Fourth, genetic diversity helps forests to cope with climate change and other threats. The greater the genetic diversity, the higher is the opportunity for resiliency to future climate change. Genetic diversity and biodiversity are dependent upon each other, the National Science Foundation finds. A pertinent question is why forest and tree genetic diversity matters? Answers include trees are the foundation species of the forest, different trees provide various goods and services, and forests and trees provide ecosystem services. Moreover, forest genetic diversity is crucial for enhancing landscape restoration efforts, providing nutrition all-year-round, and empowering women. Specific species conservation strategies (e.g., biological corridors) and forest management practices (e.g., dysgenic selection) are indispensable to strengthen forest genetic diversity.
Fifth, biodiversity is under serious threat from deforestation, forest degradation, and climate change. Bangladesh is exceptionally endowed with a wide variety of flora and fauna due to its unique geophysical location, which is maintaining a balanced ecosystem. For instance, the Sundarbans has around mammals 113, birds 628, reptiles 126, amphibians 22, 708 fishes, insects 2,493, mites 19, alges 164, and 4 species of echinoderms. However, due to human pressures, uncontrolled dredging, hydrological intervention, pollution, chemical fertilizers have been directly affecting habitat, biodiversity, and aquifer. Approximately, mammals 40, birds 41, reptiles 58, and amphibians 8 have been listed in red data book of threatened animals of Bangladesh, IUCN reports. More than 85 percent of the Modhupur forest has been cleared in the last 40 years. All-out actions for sustainable forest management (e.g., maintaining a stable forest land base, and strictly implementing regulations) need to be formulated and implemented.

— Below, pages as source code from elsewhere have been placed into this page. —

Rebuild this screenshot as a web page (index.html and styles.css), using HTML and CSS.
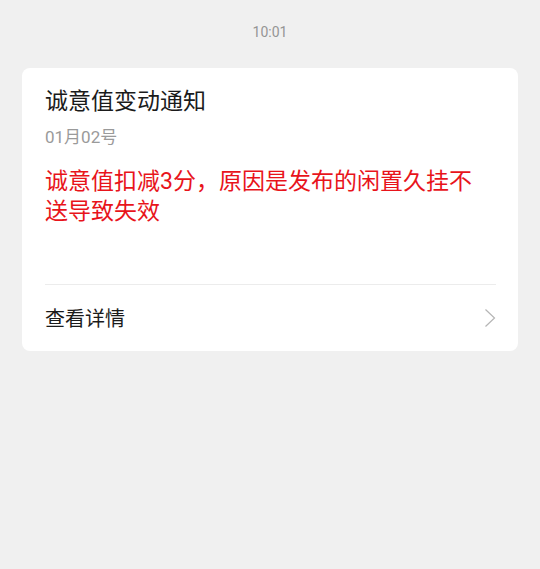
FILE: index.html
```html
<!DOCTYPE html>
<html lang="zh-CN">
<head>
<meta charset="utf-8">
<link rel="stylesheet" href="styles.css">
</head>
<body>
<div class="time">10:01</div>
<div class="card">
  <div class="title">诚意值变动通知</div>
  <div class="date">01月02号</div>
  <div class="content">诚意值扣减3分，原因是发布的闲置久挂不送导致失效</div>
  <div class="divider"></div>
  <div class="row">
    <span class="row-label">查看详情</span>
    <svg class="chev" width="12" height="20" viewBox="0 0 12 20"><path d="M1.5 1.5 L10.5 10 L1.5 18.5" fill="none" stroke="#b5b5b5" stroke-width="1.2"/></svg>
  </div>
</div>
</body>
</html>
```
FILE: styles.css
```css
html, body {
  margin: 0;
  padding: 0;
  background: #f0f0f0;
  font-family: "Roboto", "Noto Sans CJK SC", sans-serif;
}
.time {
  padding-top: 22px;
  height: 20px;
  line-height: 20px;
  text-align: center;
  font-size: 14px;
  color: #959595;
}
.card {
  margin: 26px 22px 0;
  background: #fff;
  border-radius: 8px;
  padding: 18px 22px 0 23px;
}
.title {
  font-size: 23px;
  line-height: 32px;
  color: #1b1b1b;
}
.date {
  margin-top: 7px;
  font-size: 17px;
  line-height: 24px;
  color: #9a9a9a;
}
.content {
  margin-top: 18px;
  padding-right: 12px;
  font-size: 23px;
  line-height: 30px;
  color: #e8141b;
}
.divider {
  margin-top: 57px;
  height: 1px;
  background: #ececec;
}
.row {
  display: flex;
  align-items: center;
  justify-content: space-between;
  height: 66px;
}
.row-label {
  font-size: 20px;
  color: #1b1b1b;
  line-height: 28px;
  margin-top: 2px;
}
```
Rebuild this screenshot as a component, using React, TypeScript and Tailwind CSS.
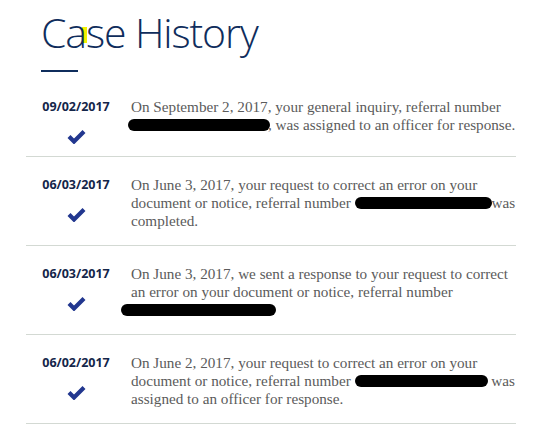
interface Entry {
  date: string;
  lines: React.ReactNode[];
}

const Redacted = ({ w, className = '' }: { w: number; className?: string }) => (
  <span
    className={`inline-block h-[12px] bg-black rounded-[6px] align-[-1px] ${className}`}
    style={{ width: w }}
  />
);

const Check = () => (
  <svg width="19" height="15" viewBox="0 0 19 15" className="text-[#22378f]">
    <path d="M2 7.5 L7 12.5 L17 2.5" fill="none" stroke="currentColor" strokeWidth="4.2" strokeLinecap="butt" strokeLinejoin="miter" />
  </svg>
);

const entries: Entry[] = [
  {
    date: '09/02/2017',
    lines: [
      'On September 2, 2017, your general inquiry, referral number',
      <>
        <Redacted w={142} className="-ml-[3px]" />
        <span className="-ml-[2px]">, was assigned to an officer for response.</span>
      </>,
    ],
  },
  {
    date: '06/03/2017',
    lines: [
      'On June 3, 2017, your request to correct an error on your',
      <>
        document or notice, referral number <Redacted w={137} className="rounded-[3px]" />was
      </>,
      'completed.',
    ],
  },
  {
    date: '06/03/2017',
    lines: [
      'On June 3, 2017, we sent a response to your request to correct',
      'an error on your document or notice, referral number',
      <Redacted w={155} className="-ml-[10px] rounded-[2px]" />,
    ],
  },
  {
    date: '06/02/2017',
    lines: [
      'On June 2, 2017, your request to correct an error on your',
      <>
        document or notice, referral number <Redacted w={133} className="rounded-[4px]" /> was
      </>,
      'assigned to an officer for response.',
    ],
  },
];

export default function App() {
  return (
    <div className="w-[558px] h-[444px] bg-white overflow-hidden pl-[26px]">
      <div className="w-[490px]">
        {/* heading */}
        <div className="pl-[15px] pt-[4px]">
          <h1 className="relative inline-block font-['Open_Sans',sans-serif] font-light text-[41px] leading-[56px] tracking-[-1.1px] text-[#0f2d5c]">
            <span className="absolute left-[41px] top-[23px] w-[5px] h-[16px] bg-[#f5f000]" />
            <span className="relative">Case History</span>
          </h1>
          <div className="mt-[10px] w-[37px] h-[2px] bg-[#0f2d5c]" />
        </div>

        <div className="mt-[7px]">
          {entries.map((e, i) => (
            <div key={i} className="flex border-b border-[#d3d9d3] pt-[19px] pb-[12px]">
              <div className="w-[100px] shrink-0 flex flex-col items-center">
                <div className="font-['Open_Sans',sans-serif] font-bold text-[12.5px] leading-[18px] text-[#14264a]">
                  {e.date}
                </div>
                <div className="mt-[13px]">
                  <Check />
                </div>
              </div>
              <div className="pl-[5px] pb-[3px] font-['Liberation_Serif',serif] text-[15.2px] leading-[18px] text-[#5b5b5b] whitespace-nowrap">
                {e.lines.map((l, j) => (
                  <div key={j}>{l}</div>
                ))}
              </div>
            </div>
          ))}
        </div>
      </div>
    </div>
  );
}
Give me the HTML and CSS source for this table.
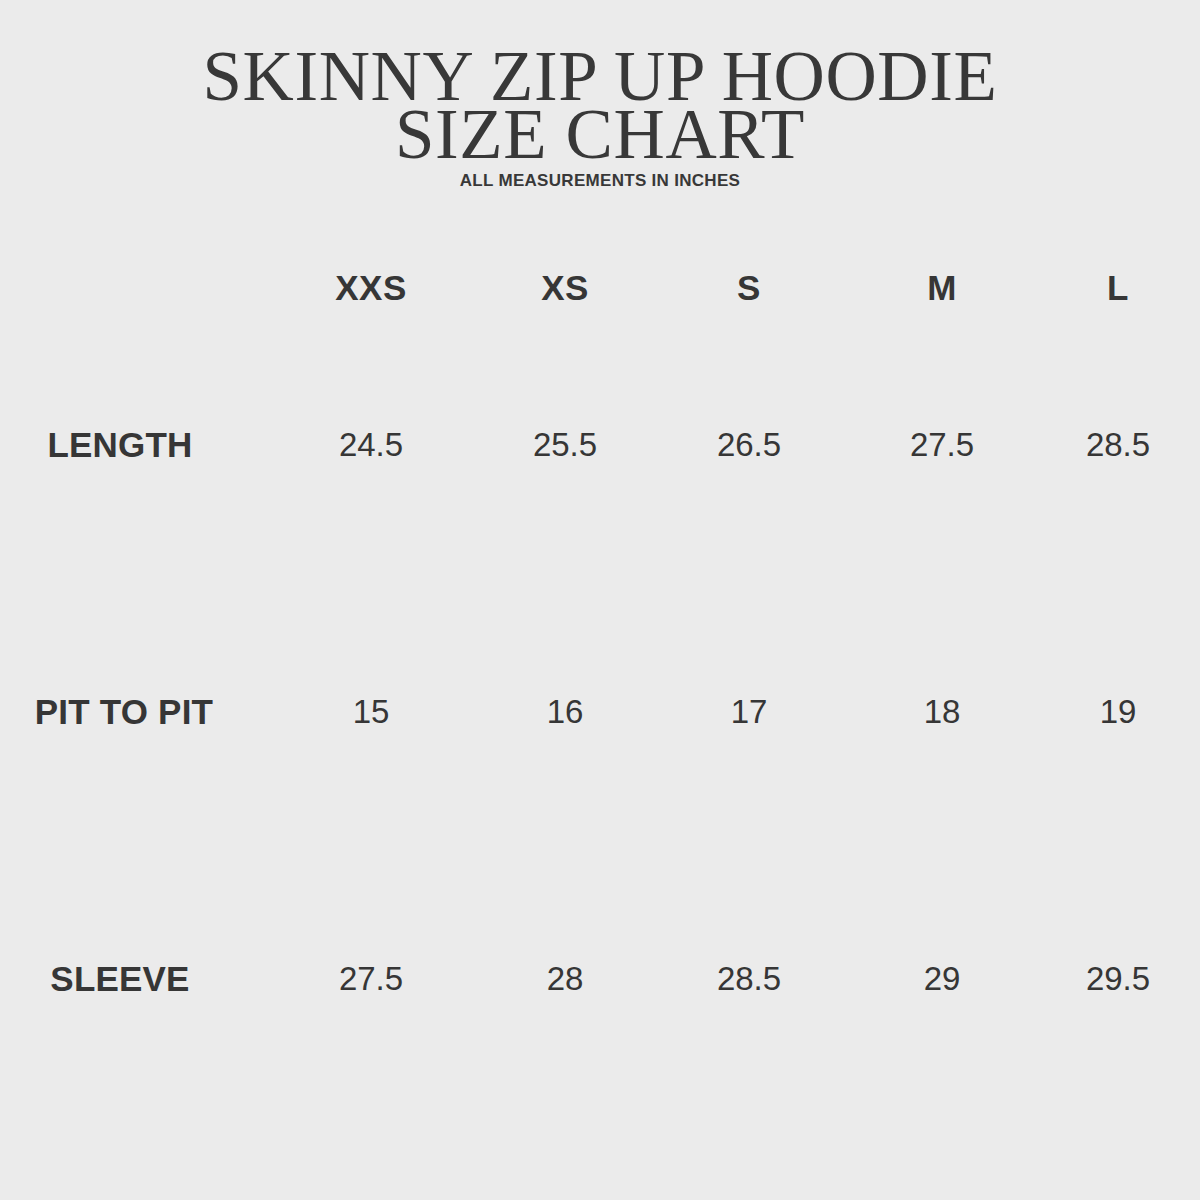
FILE: index.html
```html
<!DOCTYPE html>
<html lang="en">
<head>
<meta charset="utf-8">
<title>Skinny Zip Up Hoodie Size Chart</title>
<link rel="stylesheet" href="styles.css">
</head>
<body>
<div class="page">
  <header class="head">
    <h1 class="title">SKINNY ZIP UP HOODIE<br>SIZE CHART</h1>
    <p class="subtitle">ALL MEASUREMENTS IN INCHES</p>
  </header>
  <div class="chart">
    <div class="cell head-cell"></div>
    <div class="cell head-cell">XXS</div>
    <div class="cell head-cell">XS</div>
    <div class="cell head-cell">S</div>
    <div class="cell head-cell">M</div>
    <div class="cell head-cell">L</div>

    <div class="cell label">LENGTH</div>
    <div class="cell val">24.5</div>
    <div class="cell val">25.5</div>
    <div class="cell val">26.5</div>
    <div class="cell val">27.5</div>
    <div class="cell val">28.5</div>

    <div class="cell label label-pit">PIT TO PIT</div>
    <div class="cell val">15</div>
    <div class="cell val">16</div>
    <div class="cell val">17</div>
    <div class="cell val">18</div>
    <div class="cell val">19</div>

    <div class="cell label">SLEEVE</div>
    <div class="cell val">27.5</div>
    <div class="cell val">28</div>
    <div class="cell val">28.5</div>
    <div class="cell val">29</div>
    <div class="cell val">29.5</div>
  </div>
</div>
</body>
</html>
```
FILE: styles.css
```css
html, body {
  margin: 0;
  padding: 0;
  background: #ebebeb;
}
body {
  width: 1200px;
  height: 1200px;
  overflow: hidden;
  color: #363636;
  font-family: "Liberation Sans", Arial, sans-serif;
}
.page {
  display: flex;
  flex-direction: column;
  padding-top: 47px;
}
.head {
  display: flex;
  flex-direction: column;
  align-items: center;
}
.title {
  margin: 0;
  font-family: "Liberation Serif", "Times New Roman", serif;
  font-weight: 400;
  font-size: 71px;
  line-height: 58px;
  letter-spacing: 0.6px;
  text-align: center;
  color: #383838;
}
.subtitle {
  margin: 9px 0 0;
  font-weight: 700;
  font-size: 17px;
  line-height: 17px;
  letter-spacing: 0.3px;
  color: #383838;
}
.chart {
  margin-top: 74px;
  width: 1200px;
  overflow: hidden;
  display: grid;
  grid-template-columns: 240px 262px 126px 242px 144px 208px;
  grid-template-rows: 48px 267px 267px 267px;
}
.cell {
  display: flex;
  align-items: center;
  justify-content: center;
  white-space: nowrap;
  line-height: 1;
}
.head-cell {
  font-weight: 700;
  font-size: 35px;
  letter-spacing: 0.5px;
}
.label {
  font-weight: 700;
  font-size: 35px;
  letter-spacing: 0.2px;
}
.label-pit {
  padding-left: 8px;
}
.val {
  font-weight: 400;
  font-size: 33px;
  letter-spacing: 0;
}
```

And, sixth, managing forests sustainably, and restoring them when needed, is crucial for people, biodiversity, and climate. The country has to be fostered ‘sustainable forest management’ to provide a range of forest ecosystem goods and services at the local, national, regional, and global levels. The government must protect and restore the existing forest land. The respective authority must also realise that implementing (and reorienting) existing forest regulations are a sine qua non of growing intact forest ecosystems. Afforestation, reforestation, and proforestation require explicit support of the (updated) “Bangladesh Climate Change Strategy and Action Plan.”
In sum, revamping forest governance and effective and efficient implementation of it is a high expectation of the International Day of Forests 2020 in Bangladesh. The application of the governance approach requires a conducive policy and regulatory framework across sectors and institutions. Importantly, strengthened forest governance can only work where there is strong societal recognition of, and demand for, the multiple functions of forests and a willingness among policymakers to prioritise the long-term benefits of forests, over short-term economic gains.
The writer is an Associate Professor, Department of Agricultural Extension and Information System, Sher-e-Bangla Agricultural University, Dhaka-1207.